Instruction>
Where a line below holds the string "this", copy that line.

[Records from a collection]
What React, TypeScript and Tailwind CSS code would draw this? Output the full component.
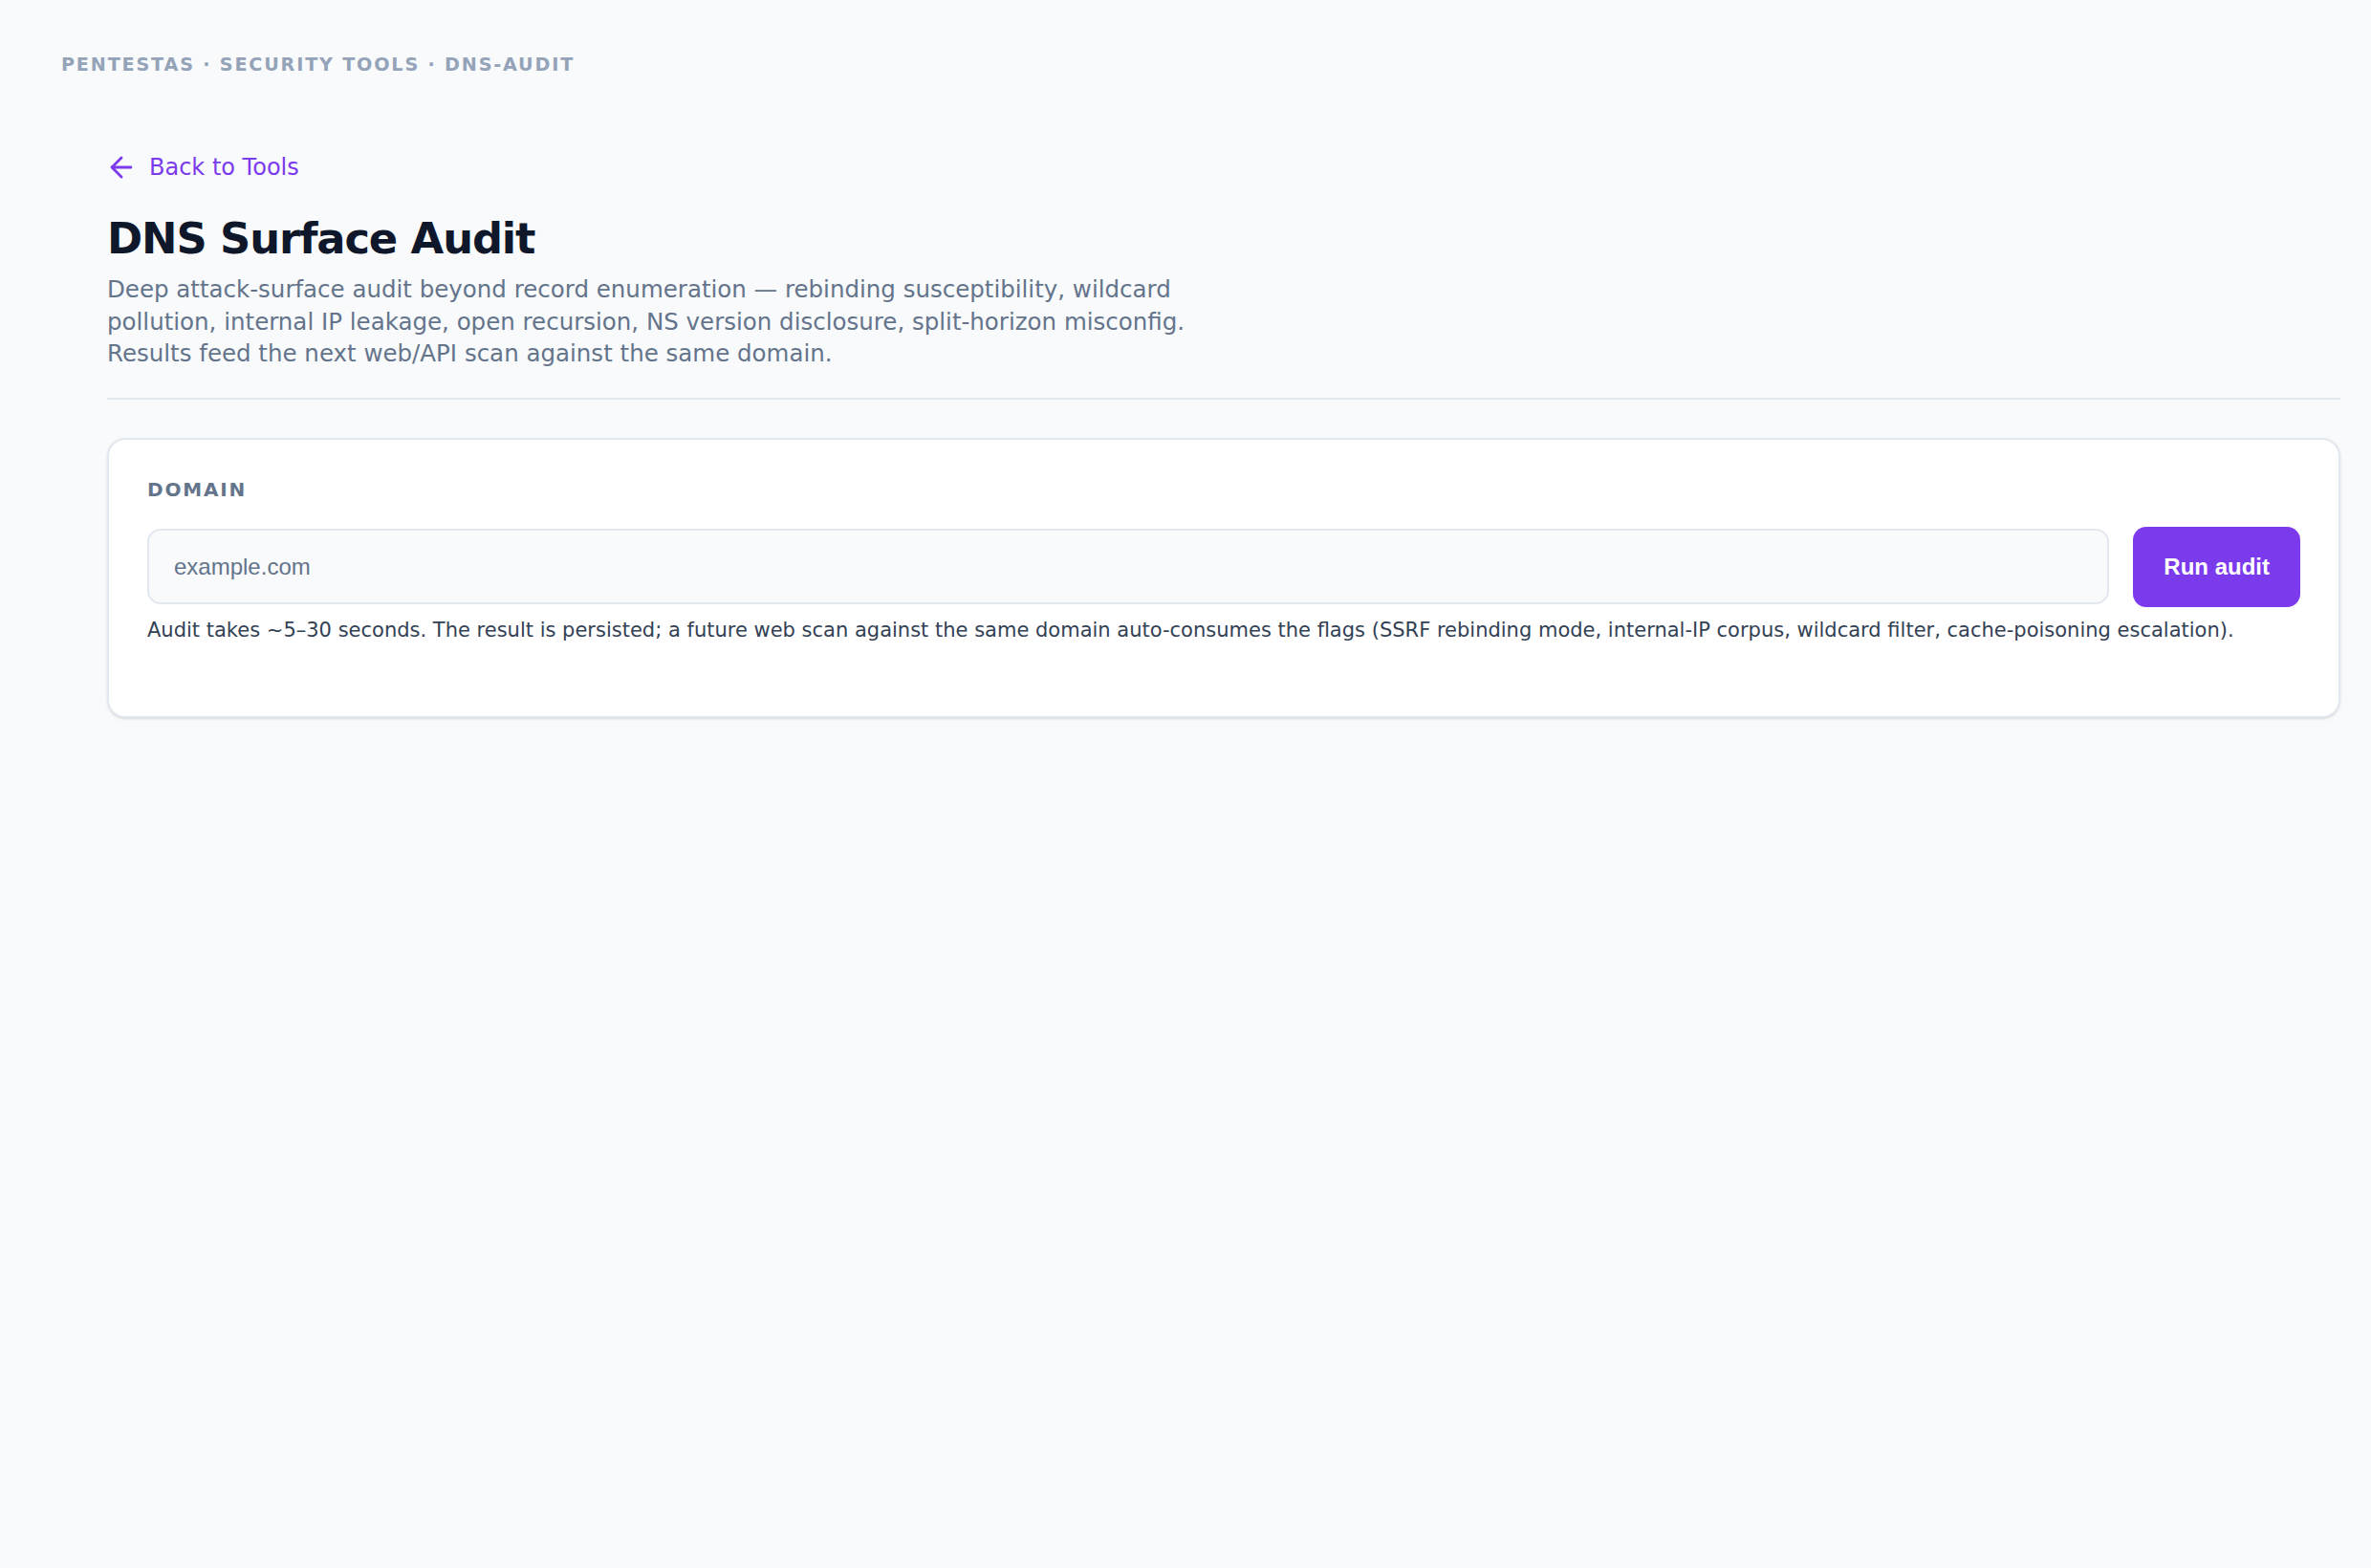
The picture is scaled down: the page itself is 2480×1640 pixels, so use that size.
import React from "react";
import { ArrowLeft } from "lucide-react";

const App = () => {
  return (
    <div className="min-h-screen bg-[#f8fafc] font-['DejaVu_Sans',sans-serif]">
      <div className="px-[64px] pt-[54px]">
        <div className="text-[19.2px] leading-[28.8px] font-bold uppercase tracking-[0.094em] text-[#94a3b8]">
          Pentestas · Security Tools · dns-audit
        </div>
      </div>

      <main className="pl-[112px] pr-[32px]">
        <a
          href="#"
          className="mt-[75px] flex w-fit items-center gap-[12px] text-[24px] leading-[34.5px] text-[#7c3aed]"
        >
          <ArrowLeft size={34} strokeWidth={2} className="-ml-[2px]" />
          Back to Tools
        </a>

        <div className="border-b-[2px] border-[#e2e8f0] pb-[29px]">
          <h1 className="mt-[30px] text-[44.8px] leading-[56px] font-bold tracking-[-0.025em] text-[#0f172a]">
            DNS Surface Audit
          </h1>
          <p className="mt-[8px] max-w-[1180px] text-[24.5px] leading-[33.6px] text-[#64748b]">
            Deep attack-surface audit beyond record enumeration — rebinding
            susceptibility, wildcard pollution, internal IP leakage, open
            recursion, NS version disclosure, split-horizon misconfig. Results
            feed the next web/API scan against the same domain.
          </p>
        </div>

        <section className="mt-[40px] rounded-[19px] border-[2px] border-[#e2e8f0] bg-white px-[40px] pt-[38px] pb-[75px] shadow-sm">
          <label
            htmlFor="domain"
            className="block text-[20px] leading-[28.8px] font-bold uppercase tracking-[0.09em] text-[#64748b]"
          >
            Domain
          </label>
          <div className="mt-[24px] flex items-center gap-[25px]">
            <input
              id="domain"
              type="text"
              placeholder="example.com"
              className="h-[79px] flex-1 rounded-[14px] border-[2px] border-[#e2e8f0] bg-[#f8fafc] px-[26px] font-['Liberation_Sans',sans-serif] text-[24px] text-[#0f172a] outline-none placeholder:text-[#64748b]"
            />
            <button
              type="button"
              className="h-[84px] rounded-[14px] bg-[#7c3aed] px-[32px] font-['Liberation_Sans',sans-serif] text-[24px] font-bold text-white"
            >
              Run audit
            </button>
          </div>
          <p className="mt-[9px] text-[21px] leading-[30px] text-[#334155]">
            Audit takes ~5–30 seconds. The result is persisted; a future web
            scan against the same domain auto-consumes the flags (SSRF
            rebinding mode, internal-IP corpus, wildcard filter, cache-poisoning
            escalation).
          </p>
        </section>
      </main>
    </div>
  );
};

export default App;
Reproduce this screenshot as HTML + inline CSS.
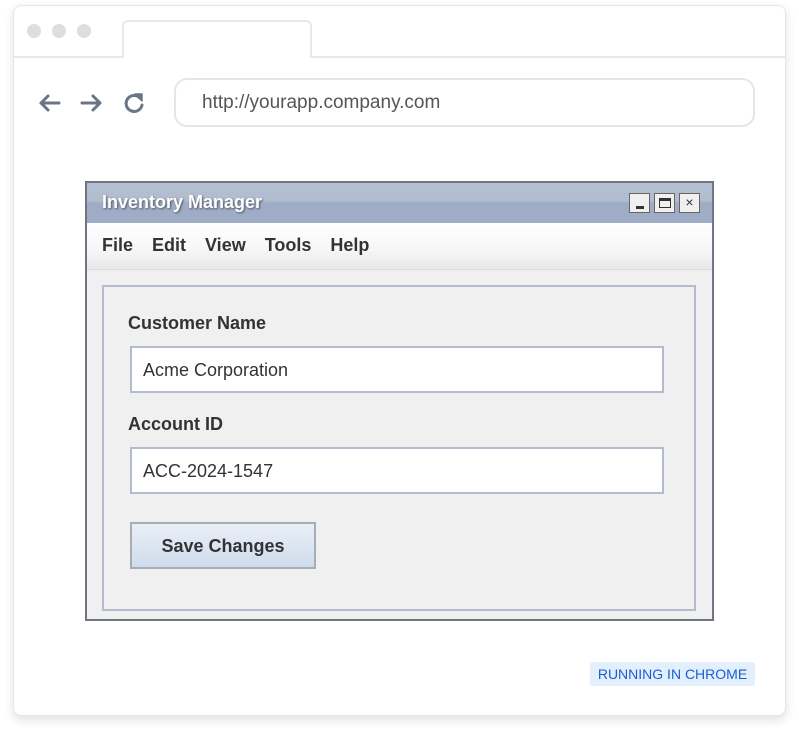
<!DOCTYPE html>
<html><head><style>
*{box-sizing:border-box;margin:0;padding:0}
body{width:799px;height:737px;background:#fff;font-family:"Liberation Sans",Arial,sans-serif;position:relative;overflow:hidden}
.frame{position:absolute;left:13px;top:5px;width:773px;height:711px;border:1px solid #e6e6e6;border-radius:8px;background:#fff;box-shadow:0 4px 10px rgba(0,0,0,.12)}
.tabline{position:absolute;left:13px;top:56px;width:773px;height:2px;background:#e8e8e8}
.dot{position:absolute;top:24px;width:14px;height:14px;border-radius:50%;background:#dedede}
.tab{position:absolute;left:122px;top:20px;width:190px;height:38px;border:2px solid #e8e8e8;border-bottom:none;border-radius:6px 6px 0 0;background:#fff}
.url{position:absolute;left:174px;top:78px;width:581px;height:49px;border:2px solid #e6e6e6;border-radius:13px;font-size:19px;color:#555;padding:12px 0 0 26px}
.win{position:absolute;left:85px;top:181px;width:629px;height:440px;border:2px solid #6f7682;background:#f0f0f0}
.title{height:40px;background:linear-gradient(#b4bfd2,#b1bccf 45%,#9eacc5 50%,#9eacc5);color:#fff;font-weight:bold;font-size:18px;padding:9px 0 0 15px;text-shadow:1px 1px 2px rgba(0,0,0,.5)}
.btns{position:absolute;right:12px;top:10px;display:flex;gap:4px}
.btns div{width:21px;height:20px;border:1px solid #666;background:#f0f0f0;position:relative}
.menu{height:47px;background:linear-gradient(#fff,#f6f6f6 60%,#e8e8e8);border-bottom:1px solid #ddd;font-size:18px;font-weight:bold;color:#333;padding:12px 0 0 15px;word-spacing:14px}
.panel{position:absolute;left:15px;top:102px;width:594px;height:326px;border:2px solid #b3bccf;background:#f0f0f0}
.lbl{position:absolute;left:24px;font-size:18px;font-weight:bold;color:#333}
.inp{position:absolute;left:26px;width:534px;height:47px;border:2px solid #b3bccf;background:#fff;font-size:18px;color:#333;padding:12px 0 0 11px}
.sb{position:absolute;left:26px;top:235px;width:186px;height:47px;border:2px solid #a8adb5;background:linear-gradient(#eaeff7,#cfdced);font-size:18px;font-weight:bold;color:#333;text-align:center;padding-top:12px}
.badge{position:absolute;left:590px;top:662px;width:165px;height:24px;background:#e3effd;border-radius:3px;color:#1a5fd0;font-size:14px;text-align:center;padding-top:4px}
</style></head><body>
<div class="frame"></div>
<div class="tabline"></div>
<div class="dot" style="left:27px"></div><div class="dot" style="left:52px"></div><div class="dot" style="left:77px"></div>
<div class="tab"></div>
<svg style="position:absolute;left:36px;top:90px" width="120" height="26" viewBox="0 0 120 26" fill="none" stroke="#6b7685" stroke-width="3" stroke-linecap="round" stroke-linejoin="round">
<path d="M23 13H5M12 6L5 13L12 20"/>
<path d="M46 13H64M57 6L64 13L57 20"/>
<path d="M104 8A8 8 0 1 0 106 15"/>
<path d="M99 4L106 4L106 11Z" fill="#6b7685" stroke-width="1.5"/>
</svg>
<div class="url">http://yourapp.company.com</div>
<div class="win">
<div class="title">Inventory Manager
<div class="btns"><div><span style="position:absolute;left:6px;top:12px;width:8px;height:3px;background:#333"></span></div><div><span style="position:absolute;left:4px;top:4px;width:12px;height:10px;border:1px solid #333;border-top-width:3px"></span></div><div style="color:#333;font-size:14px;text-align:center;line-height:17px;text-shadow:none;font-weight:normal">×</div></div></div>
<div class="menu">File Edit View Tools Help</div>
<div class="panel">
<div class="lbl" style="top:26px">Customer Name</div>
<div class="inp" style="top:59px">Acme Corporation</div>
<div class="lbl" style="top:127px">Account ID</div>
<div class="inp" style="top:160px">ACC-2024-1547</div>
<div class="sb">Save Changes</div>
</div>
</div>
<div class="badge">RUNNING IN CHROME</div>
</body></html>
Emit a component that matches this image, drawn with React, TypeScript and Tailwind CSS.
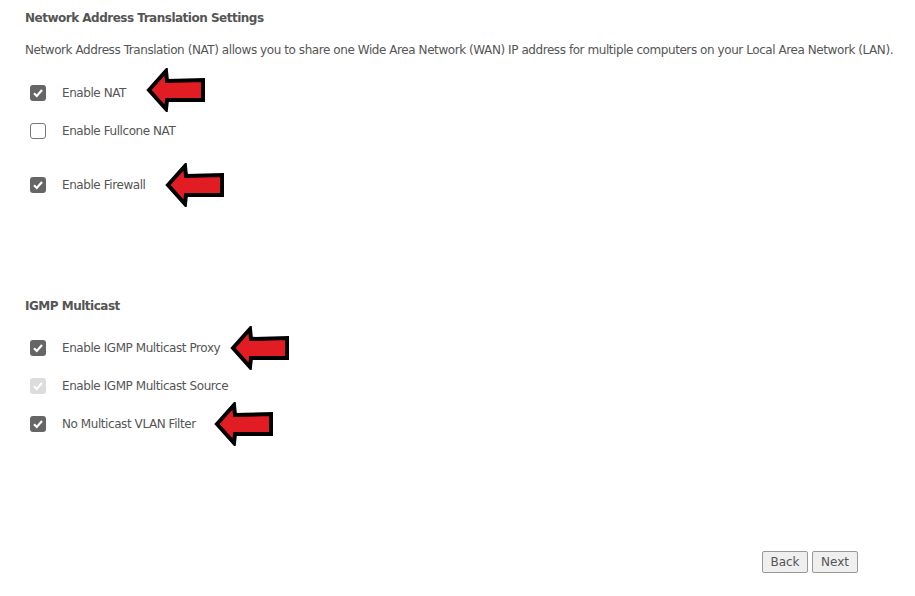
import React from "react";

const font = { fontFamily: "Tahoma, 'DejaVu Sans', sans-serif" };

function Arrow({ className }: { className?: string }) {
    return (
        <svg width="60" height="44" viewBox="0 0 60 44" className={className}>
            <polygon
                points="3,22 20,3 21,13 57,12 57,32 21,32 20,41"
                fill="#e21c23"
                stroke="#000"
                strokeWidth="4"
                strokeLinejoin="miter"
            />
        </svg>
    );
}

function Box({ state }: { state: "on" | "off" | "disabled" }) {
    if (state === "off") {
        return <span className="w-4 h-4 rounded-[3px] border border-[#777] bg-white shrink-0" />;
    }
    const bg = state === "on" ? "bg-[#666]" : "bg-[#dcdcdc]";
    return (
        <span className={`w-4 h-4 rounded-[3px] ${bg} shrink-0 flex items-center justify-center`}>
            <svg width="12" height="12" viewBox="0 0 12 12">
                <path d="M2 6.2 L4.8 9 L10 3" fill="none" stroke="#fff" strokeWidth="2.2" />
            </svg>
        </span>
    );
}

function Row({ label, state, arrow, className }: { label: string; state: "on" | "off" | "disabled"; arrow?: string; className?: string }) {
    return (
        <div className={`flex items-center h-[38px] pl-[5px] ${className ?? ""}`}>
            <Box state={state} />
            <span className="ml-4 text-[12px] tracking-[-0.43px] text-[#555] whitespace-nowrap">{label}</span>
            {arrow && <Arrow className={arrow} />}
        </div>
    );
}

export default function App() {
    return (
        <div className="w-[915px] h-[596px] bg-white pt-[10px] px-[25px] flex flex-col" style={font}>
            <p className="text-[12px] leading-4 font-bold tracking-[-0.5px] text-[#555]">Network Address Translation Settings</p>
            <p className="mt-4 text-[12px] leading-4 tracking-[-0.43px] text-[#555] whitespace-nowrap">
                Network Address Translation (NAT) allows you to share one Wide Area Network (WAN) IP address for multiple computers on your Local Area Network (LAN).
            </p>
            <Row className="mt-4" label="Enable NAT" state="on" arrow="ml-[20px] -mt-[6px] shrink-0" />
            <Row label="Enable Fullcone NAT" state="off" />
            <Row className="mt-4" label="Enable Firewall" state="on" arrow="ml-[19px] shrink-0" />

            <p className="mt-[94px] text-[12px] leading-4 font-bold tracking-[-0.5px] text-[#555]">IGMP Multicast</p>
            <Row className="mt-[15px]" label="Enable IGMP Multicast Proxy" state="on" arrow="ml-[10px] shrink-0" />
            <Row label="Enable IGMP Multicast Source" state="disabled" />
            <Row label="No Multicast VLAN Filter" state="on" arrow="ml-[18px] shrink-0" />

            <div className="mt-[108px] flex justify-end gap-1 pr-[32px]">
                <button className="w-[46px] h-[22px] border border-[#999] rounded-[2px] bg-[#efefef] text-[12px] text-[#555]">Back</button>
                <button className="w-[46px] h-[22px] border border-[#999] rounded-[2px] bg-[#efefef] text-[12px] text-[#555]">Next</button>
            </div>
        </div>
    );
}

Response to the exercise>
What React, TypeScript and Tailwind CSS code would draw this? Output the full component.
Reproduce this screenshot as HTML + inline CSS.
Emit a component that matches this image, drawn with React, TypeScript and Tailwind CSS.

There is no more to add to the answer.